# WHAT YOU WILL DO
How many lines in the records below hold the string "components"? Please answer with the number and nothing more.

# EXTRACTED ENTRIES

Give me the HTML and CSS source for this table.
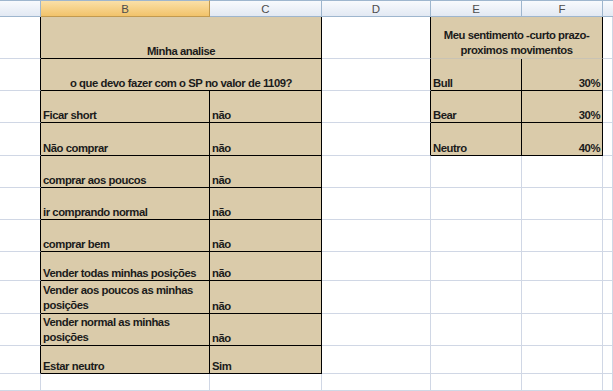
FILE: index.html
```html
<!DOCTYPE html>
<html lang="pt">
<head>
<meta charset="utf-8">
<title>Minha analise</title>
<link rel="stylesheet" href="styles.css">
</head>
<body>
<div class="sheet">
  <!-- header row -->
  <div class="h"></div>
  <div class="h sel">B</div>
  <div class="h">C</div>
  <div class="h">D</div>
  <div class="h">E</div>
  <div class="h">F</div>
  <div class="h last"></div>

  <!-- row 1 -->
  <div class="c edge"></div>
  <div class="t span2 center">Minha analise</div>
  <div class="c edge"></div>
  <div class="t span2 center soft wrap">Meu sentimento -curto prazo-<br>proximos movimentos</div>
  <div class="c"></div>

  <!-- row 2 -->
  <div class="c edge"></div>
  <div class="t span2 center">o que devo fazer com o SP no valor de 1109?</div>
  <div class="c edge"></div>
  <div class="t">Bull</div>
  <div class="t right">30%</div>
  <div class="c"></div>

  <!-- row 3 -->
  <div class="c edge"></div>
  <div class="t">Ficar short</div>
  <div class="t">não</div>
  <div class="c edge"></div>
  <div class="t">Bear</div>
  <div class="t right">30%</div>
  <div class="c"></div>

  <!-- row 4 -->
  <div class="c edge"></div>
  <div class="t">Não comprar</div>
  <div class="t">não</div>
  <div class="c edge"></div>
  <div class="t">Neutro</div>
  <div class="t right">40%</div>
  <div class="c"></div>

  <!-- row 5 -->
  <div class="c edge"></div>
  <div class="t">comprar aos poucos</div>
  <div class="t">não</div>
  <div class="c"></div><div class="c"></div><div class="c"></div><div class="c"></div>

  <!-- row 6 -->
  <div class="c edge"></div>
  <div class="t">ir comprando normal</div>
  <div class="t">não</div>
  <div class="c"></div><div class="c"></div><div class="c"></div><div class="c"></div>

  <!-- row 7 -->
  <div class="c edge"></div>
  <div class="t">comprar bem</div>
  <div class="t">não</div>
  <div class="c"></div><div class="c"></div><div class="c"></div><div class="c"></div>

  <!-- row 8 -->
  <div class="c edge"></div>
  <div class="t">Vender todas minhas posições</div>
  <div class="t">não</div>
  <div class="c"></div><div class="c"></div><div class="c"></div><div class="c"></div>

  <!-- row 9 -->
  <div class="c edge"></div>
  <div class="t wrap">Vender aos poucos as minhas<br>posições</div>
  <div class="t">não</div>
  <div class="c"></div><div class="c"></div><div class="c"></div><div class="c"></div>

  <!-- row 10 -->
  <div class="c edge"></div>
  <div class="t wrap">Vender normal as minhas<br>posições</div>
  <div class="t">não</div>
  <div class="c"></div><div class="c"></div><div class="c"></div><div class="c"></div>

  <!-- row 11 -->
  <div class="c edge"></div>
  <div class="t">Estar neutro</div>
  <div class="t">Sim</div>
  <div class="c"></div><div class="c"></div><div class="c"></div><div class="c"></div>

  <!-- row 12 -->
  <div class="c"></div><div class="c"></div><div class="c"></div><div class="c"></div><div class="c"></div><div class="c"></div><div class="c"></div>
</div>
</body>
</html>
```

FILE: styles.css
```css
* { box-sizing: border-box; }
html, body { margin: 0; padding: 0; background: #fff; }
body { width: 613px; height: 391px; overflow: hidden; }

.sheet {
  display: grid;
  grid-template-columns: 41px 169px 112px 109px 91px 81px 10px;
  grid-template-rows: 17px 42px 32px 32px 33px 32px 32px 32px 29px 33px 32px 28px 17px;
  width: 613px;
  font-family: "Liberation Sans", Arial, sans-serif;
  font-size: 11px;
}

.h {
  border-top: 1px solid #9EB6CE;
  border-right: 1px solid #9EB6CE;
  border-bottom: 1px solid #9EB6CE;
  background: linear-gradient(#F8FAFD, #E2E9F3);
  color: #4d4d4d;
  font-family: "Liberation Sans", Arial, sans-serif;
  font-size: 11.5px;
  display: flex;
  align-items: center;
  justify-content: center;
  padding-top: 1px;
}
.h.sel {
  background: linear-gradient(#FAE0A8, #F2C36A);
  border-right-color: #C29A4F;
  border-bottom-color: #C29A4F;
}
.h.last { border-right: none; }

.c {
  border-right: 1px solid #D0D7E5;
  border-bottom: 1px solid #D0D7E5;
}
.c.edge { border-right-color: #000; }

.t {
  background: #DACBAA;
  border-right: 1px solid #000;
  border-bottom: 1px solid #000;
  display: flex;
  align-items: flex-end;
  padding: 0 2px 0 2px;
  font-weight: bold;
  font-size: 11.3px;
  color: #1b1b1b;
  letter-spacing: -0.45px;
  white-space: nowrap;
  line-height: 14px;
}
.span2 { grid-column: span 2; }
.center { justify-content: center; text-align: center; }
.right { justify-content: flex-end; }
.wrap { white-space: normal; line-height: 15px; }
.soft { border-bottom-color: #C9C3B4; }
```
---
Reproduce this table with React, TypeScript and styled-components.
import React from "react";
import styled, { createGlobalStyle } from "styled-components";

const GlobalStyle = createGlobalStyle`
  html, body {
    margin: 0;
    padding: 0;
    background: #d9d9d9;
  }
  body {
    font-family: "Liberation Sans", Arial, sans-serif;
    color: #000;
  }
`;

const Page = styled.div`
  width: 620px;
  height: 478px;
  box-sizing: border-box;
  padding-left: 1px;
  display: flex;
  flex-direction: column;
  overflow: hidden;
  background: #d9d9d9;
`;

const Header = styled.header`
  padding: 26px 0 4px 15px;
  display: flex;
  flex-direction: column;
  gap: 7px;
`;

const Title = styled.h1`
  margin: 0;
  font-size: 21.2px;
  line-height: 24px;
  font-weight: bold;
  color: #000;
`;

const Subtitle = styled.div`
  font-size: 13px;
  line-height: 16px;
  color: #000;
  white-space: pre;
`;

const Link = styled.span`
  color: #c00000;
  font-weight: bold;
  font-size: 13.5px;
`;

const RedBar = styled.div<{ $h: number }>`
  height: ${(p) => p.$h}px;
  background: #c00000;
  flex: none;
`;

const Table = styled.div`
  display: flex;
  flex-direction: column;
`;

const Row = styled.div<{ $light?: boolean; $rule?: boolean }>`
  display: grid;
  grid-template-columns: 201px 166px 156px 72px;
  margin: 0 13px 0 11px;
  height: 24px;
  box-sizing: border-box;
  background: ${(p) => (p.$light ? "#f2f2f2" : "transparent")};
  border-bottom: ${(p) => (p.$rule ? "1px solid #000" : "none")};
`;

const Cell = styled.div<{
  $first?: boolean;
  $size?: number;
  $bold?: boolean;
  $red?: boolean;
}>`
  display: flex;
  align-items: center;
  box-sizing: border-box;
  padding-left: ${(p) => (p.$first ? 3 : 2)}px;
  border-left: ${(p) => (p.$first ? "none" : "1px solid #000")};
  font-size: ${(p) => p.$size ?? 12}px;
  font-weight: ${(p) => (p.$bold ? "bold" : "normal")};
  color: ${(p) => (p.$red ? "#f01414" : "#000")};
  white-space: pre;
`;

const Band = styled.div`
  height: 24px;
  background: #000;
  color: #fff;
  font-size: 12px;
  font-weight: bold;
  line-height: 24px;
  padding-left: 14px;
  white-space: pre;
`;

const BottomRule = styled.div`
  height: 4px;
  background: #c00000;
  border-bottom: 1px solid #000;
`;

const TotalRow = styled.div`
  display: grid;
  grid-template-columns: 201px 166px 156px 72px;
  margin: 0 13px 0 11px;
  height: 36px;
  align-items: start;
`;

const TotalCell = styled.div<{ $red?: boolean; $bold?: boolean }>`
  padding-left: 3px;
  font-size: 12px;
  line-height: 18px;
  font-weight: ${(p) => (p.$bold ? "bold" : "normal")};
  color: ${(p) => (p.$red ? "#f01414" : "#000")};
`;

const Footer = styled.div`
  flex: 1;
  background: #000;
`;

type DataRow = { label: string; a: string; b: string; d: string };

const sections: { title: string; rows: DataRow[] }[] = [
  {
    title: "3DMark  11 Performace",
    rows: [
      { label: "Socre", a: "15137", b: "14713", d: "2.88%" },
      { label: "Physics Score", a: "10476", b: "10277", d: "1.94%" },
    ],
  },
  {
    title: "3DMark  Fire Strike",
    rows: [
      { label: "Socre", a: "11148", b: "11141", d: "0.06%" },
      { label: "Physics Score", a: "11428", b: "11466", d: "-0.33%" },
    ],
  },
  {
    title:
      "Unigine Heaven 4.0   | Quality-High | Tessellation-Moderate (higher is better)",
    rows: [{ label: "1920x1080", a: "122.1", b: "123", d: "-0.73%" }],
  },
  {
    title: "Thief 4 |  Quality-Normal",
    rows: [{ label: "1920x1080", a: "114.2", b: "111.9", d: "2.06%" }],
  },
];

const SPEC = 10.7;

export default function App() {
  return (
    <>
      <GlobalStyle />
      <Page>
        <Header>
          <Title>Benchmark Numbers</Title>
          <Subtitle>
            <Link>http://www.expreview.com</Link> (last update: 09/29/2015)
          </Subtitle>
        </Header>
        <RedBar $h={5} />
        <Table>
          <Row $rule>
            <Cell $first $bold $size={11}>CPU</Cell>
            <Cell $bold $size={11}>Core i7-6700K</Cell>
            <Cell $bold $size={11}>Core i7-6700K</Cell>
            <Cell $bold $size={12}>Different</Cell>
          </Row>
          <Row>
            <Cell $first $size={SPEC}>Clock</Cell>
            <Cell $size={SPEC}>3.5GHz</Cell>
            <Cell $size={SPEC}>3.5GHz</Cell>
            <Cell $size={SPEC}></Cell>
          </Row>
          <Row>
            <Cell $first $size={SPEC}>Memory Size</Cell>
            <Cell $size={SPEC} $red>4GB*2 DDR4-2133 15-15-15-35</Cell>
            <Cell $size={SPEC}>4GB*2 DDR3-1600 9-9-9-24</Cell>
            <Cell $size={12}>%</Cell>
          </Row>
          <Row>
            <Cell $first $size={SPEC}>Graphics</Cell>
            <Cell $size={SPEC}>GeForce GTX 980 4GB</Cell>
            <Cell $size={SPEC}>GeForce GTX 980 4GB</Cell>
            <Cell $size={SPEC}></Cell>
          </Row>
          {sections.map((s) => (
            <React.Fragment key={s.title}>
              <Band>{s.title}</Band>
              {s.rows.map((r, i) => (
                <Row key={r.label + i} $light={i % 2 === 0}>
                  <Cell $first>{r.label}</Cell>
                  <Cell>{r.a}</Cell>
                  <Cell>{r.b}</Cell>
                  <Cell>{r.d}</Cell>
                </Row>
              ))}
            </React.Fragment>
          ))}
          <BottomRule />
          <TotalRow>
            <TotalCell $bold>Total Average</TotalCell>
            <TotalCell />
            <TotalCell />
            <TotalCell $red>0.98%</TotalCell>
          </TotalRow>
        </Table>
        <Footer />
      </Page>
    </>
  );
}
* * *
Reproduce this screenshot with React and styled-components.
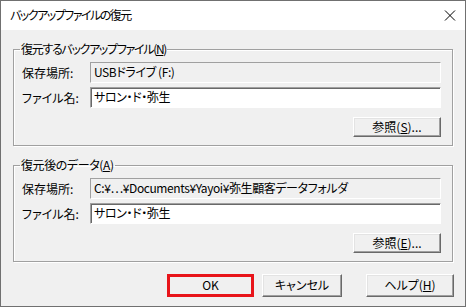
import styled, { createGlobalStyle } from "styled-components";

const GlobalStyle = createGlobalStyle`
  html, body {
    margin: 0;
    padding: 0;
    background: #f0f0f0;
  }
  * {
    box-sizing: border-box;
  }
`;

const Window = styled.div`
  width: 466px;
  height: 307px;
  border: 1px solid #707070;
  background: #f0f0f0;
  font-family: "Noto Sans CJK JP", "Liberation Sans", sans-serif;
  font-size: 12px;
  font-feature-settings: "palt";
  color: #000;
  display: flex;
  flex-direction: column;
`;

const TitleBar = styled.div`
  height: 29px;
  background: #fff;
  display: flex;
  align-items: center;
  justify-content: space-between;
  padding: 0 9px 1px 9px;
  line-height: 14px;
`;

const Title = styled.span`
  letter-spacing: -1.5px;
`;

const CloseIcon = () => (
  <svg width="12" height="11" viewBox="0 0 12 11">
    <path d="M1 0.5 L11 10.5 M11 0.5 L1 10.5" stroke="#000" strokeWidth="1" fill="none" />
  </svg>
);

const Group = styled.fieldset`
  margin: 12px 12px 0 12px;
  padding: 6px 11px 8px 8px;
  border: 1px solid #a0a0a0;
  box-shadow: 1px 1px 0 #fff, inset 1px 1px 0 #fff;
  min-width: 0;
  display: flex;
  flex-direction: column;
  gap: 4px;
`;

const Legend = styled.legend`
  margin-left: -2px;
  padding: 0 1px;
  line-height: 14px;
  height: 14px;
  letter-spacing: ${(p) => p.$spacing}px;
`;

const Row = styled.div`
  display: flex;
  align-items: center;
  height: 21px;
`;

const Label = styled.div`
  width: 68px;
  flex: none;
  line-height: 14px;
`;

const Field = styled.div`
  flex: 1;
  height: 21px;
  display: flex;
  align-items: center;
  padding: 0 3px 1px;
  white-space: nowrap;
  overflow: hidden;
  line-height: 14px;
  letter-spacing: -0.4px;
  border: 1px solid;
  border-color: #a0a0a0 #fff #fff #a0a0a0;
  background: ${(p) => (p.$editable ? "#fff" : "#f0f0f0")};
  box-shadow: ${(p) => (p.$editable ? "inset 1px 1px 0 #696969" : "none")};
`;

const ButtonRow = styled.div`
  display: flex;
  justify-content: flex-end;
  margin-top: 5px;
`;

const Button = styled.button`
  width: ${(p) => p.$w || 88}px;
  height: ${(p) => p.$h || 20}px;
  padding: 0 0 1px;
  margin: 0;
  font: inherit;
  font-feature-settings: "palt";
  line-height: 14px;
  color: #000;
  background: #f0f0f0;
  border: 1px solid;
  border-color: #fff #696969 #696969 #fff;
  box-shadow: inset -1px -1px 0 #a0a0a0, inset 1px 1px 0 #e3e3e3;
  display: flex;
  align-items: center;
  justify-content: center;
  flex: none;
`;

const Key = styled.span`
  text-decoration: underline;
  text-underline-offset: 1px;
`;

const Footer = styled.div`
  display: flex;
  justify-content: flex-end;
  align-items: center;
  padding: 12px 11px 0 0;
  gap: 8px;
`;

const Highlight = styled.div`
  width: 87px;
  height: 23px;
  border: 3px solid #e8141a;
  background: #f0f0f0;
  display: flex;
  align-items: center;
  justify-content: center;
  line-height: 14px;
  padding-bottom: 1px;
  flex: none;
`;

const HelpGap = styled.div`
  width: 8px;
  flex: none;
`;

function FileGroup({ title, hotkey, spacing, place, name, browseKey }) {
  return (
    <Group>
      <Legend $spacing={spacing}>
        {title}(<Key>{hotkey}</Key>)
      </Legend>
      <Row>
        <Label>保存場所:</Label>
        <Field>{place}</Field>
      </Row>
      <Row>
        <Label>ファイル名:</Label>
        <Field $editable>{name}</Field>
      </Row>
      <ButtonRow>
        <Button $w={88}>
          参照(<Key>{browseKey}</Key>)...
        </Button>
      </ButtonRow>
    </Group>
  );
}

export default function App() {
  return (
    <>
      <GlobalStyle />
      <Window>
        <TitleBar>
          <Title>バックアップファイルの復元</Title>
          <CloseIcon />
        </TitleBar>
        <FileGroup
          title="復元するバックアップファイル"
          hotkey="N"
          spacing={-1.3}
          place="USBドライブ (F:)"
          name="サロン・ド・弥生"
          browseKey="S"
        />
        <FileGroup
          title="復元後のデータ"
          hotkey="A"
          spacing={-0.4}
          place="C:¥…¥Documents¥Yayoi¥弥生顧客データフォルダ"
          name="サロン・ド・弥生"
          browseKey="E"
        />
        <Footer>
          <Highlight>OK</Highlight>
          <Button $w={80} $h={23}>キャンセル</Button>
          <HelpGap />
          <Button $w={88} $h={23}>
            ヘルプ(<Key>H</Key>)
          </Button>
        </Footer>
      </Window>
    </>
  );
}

# TASK RESPONSE
4